Without including any images, repeat the data exactly.

╭─ STORED DATA

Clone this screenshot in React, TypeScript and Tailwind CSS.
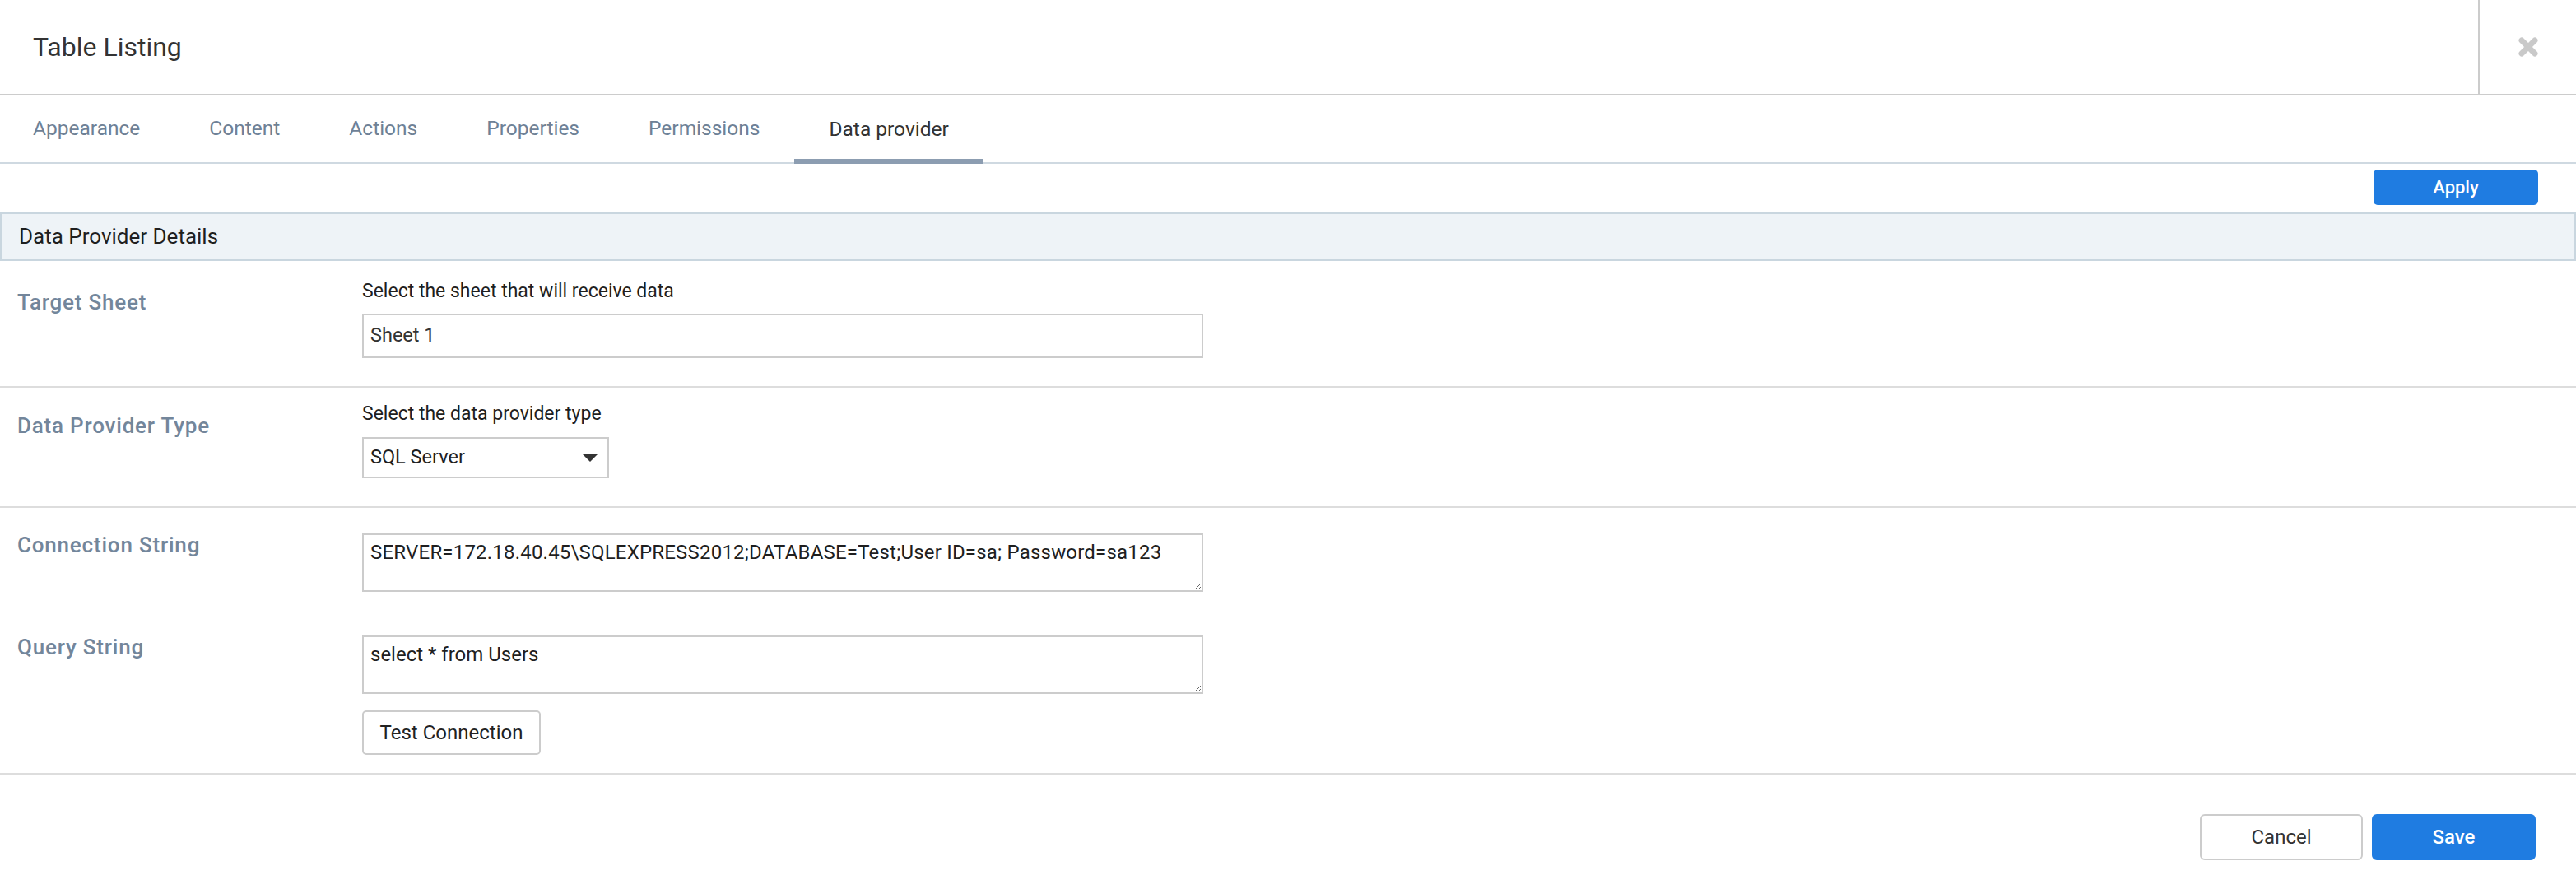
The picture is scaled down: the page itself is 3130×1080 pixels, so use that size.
import React from 'react';

const tabs = ['Appearance', 'Content', 'Actions', 'Properties', 'Permissions', 'Data provider'];

const Label: React.FC<{ text: string; className?: string }> = ({ text, className = '' }) => (
  <div className={`w-[440px] shrink-0 pl-[21px] text-[26px] leading-[28px] font-medium tracking-[0.8px] text-[#73869b] ${className}`}>
    {text}
  </div>
);

const Hint: React.FC<{ text: string }> = ({ text }) => (
  <div className="text-[23px] leading-[30px] text-[#1f1f1f]">{text}</div>
);

const CloseIcon = () => (
  <svg width="24" height="24" viewBox="0 0 24 24" aria-hidden="true">
    <path d="M4 4 L20 20 M20 4 L4 20" stroke="#c9c9c9" strokeWidth="7" strokeLinecap="round" />
  </svg>
);

const CaretDown = () => (
  <svg width="20" height="10" viewBox="0 0 20 10" aria-hidden="true">
    <path d="M0 0 L20 0 L10 10 Z" fill="#333333" />
  </svg>
);

export default function App() {
  return (
    <div className="w-full h-[1080px] bg-white font-['Roboto','Liberation_Sans',sans-serif] flex flex-col">
      {/* header */}
      <header className="h-[116px] shrink-0 flex border-b-2 border-[#cccccc]">
        <div className="flex-1 flex items-center pl-[40px] text-[32px] text-[#333333]">Table Listing</div>
        <div className="w-[119px] border-l-2 border-[#cccccc] flex items-center justify-center">
          <CloseIcon />
        </div>
      </header>

      {/* tabs */}
      <nav className="h-[83px] shrink-0 flex border-b-2 border-[#cfd9e1]">
        {tabs.map((t) => {
          const active = t === 'Data provider';
          return (
            <div
              key={t}
              className={`px-[42px] first:pl-[40px] flex items-center text-[24.5px] ${
                active ? 'text-[#333333] border-b-[6px] border-[#8c9db1] -mb-[2px] pt-[6px]' : 'text-[#6e8196]'
              }`}
            >
              {t}
            </div>
          );
        })}
      </nav>

      {/* apply bar */}
      <div className="h-[59px] shrink-0 flex justify-end items-start pr-[46px] pt-[7px]">
        <button className="w-[200px] h-[43px] rounded-[5px] bg-[#1f7ce1] text-white text-[22px] font-medium">
          Apply
        </button>
      </div>

      {/* section header */}
      <div className="h-[59px] shrink-0 flex items-center border-2 border-[#c9d6df] bg-[#eef3f7] pl-[21px] text-[26px] text-[#1f1f1f]">
        Data Provider Details
      </div>

      {/* target sheet */}
      <div className="flex items-start border-b-2 border-[#dddddd]">
        <Label text="Target Sheet" className="pt-[36px]" />
        <div className="pt-[22px] pb-[34px]">
          <Hint text="Select the sheet that will receive data" />
          <div className="mt-[12px] w-[1022px] h-[54px] border-2 border-[#cccccc] flex items-center pl-[8px] text-[23.5px] text-[#333333]">
            Sheet 1
          </div>
        </div>
      </div>

      {/* provider type */}
      <div className="flex items-start border-b-2 border-[#dddddd]">
        <Label text="Data Provider Type" className="pt-[32px]" />
        <div className="pt-[17px] pb-[34px]">
          <Hint text="Select the data provider type" />
          <div className="mt-[13px] w-[300px] h-[50px] border-2 border-[#cccccc] flex items-center justify-between pl-[8px] pr-[11px] text-[23.5px] text-[#1f1f1f]">
            <span>SQL Server</span>
            <CaretDown />
          </div>
        </div>
      </div>

      {/* connection / query */}
      <div className="flex flex-col pt-[31px] pb-[22px] border-b-2 border-[#dddddd]">
        <div className="flex items-start">
          <Label text="Connection String" />
          <textarea
            readOnly
            defaultValue="SERVER=172.18.40.45\SQLEXPRESS2012;DATABASE=Test;User ID=sa; Password=sa123"
            className="w-[1022px] h-[71px] border-2 border-[#cccccc] pl-[8px] pt-[6px] text-[24px] tracking-[0.2px] leading-[30px] text-[#1f1f1f] outline-none"
          />
        </div>
        <div className="flex items-start mt-[53px]">
          <Label text="Query String" />
          <div className="flex flex-col items-start">
            <textarea
              readOnly
              defaultValue="select * from Users"
              className="w-[1022px] h-[71px] border-2 border-[#cccccc] pl-[8px] pt-[6px] text-[24px] leading-[30px] text-[#1f1f1f] outline-none"
            />
            <button className="mt-[20px] w-[217px] h-[54px] border-2 border-[#cccccc] rounded-[5px] bg-white text-[24px] text-[#222222]">
              Test Connection
            </button>
          </div>
        </div>
      </div>

      {/* footer */}
      <div className="flex justify-end gap-[11px] pt-[48px] pr-[49px]">
        <button className="w-[198px] h-[56px] border-2 border-[#cccccc] rounded-[6px] bg-white text-[24px] text-[#333333]">
          Cancel
        </button>
        <button className="w-[199px] h-[56px] rounded-[6px] bg-[#1f7ce1] text-[24px] font-medium text-white">
          Save
        </button>
      </div>
    </div>
  );
}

╰─

* FINISHED EXERCISE:
Clone this screenshot in React, TypeScript and Tailwind CSS.
The picture is scaled down: the page itself is 3130×1080 pixels, so use that size.
import React from 'react';

const tabs = ['Appearance', 'Content', 'Actions', 'Properties', 'Permissions', 'Data provider'];

const Label: React.FC<{ text: string; className?: string }> = ({ text, className = '' }) => (
  <div className={`w-[440px] shrink-0 pl-[21px] text-[26px] leading-[28px] font-medium tracking-[0.8px] text-[#73869b] ${className}`}>
    {text}
  </div>
);

const Hint: React.FC<{ text: string }> = ({ text }) => (
  <div className="text-[23px] leading-[30px] text-[#1f1f1f]">{text}</div>
);

const CloseIcon = () => (
  <svg width="24" height="24" viewBox="0 0 24 24" aria-hidden="true">
    <path d="M4 4 L20 20 M20 4 L4 20" stroke="#c9c9c9" strokeWidth="7" strokeLinecap="round" />
  </svg>
);

const CaretDown = () => (
  <svg width="20" height="10" viewBox="0 0 20 10" aria-hidden="true">
    <path d="M0 0 L20 0 L10 10 Z" fill="#333333" />
  </svg>
);

export default function App() {
  return (
    <div className="w-full h-[1080px] bg-white font-['Roboto','Liberation_Sans',sans-serif] flex flex-col">
      {/* header */}
      <header className="h-[116px] shrink-0 flex border-b-2 border-[#cccccc]">
        <div className="flex-1 flex items-center pl-[40px] text-[32px] text-[#333333]">Table Listing</div>
        <div className="w-[119px] border-l-2 border-[#cccccc] flex items-center justify-center">
          <CloseIcon />
        </div>
      </header>

      {/* tabs */}
      <nav className="h-[83px] shrink-0 flex border-b-2 border-[#cfd9e1]">
        {tabs.map((t) => {
          const active = t === 'Data provider';
          return (
            <div
              key={t}
              className={`px-[42px] first:pl-[40px] flex items-center text-[24.5px] ${
                active ? 'text-[#333333] border-b-[6px] border-[#8c9db1] -mb-[2px] pt-[6px]' : 'text-[#6e8196]'
              }`}
            >
              {t}
            </div>
          );
        })}
      </nav>

      {/* apply bar */}
      <div className="h-[59px] shrink-0 flex justify-end items-start pr-[46px] pt-[7px]">
        <button className="w-[200px] h-[43px] rounded-[5px] bg-[#1f7ce1] text-white text-[22px] font-medium">
          Apply
        </button>
      </div>

      {/* section header */}
      <div className="h-[59px] shrink-0 flex items-center border-2 border-[#c9d6df] bg-[#eef3f7] pl-[21px] text-[26px] text-[#1f1f1f]">
        Data Provider Details
      </div>

      {/* target sheet */}
      <div className="flex items-start border-b-2 border-[#dddddd]">
        <Label text="Target Sheet" className="pt-[36px]" />
        <div className="pt-[22px] pb-[34px]">
          <Hint text="Select the sheet that will receive data" />
          <div className="mt-[12px] w-[1022px] h-[54px] border-2 border-[#cccccc] flex items-center pl-[8px] text-[23.5px] text-[#333333]">
            Sheet 1
          </div>
        </div>
      </div>

      {/* provider type */}
      <div className="flex items-start border-b-2 border-[#dddddd]">
        <Label text="Data Provider Type" className="pt-[32px]" />
        <div className="pt-[17px] pb-[34px]">
          <Hint text="Select the data provider type" />
          <div className="mt-[13px] w-[300px] h-[50px] border-2 border-[#cccccc] flex items-center justify-between pl-[8px] pr-[11px] text-[23.5px] text-[#1f1f1f]">
            <span>SQL Server</span>
            <CaretDown />
          </div>
        </div>
      </div>

      {/* connection / query */}
      <div className="flex flex-col pt-[31px] pb-[22px] border-b-2 border-[#dddddd]">
        <div className="flex items-start">
          <Label text="Connection String" />
          <textarea
            readOnly
            defaultValue="SERVER=172.18.40.45\SQLEXPRESS2012;DATABASE=Test;User ID=sa; Password=sa123"
            className="w-[1022px] h-[71px] border-2 border-[#cccccc] pl-[8px] pt-[6px] text-[24px] tracking-[0.2px] leading-[30px] text-[#1f1f1f] outline-none"
          />
        </div>
        <div className="flex items-start mt-[53px]">
          <Label text="Query String" />
          <div className="flex flex-col items-start">
            <textarea
              readOnly
              defaultValue="select * from Users"
              className="w-[1022px] h-[71px] border-2 border-[#cccccc] pl-[8px] pt-[6px] text-[24px] leading-[30px] text-[#1f1f1f] outline-none"
            />
            <button className="mt-[20px] w-[217px] h-[54px] border-2 border-[#cccccc] rounded-[5px] bg-white text-[24px] text-[#222222]">
              Test Connection
            </button>
          </div>
        </div>
      </div>

      {/* footer */}
      <div className="flex justify-end gap-[11px] pt-[48px] pr-[49px]">
        <button className="w-[198px] h-[56px] border-2 border-[#cccccc] rounded-[6px] bg-white text-[24px] text-[#333333]">
          Cancel
        </button>
        <button className="w-[199px] h-[56px] rounded-[6px] bg-[#1f7ce1] text-[24px] font-medium text-white">
          Save
        </button>
      </div>
    </div>
  );
}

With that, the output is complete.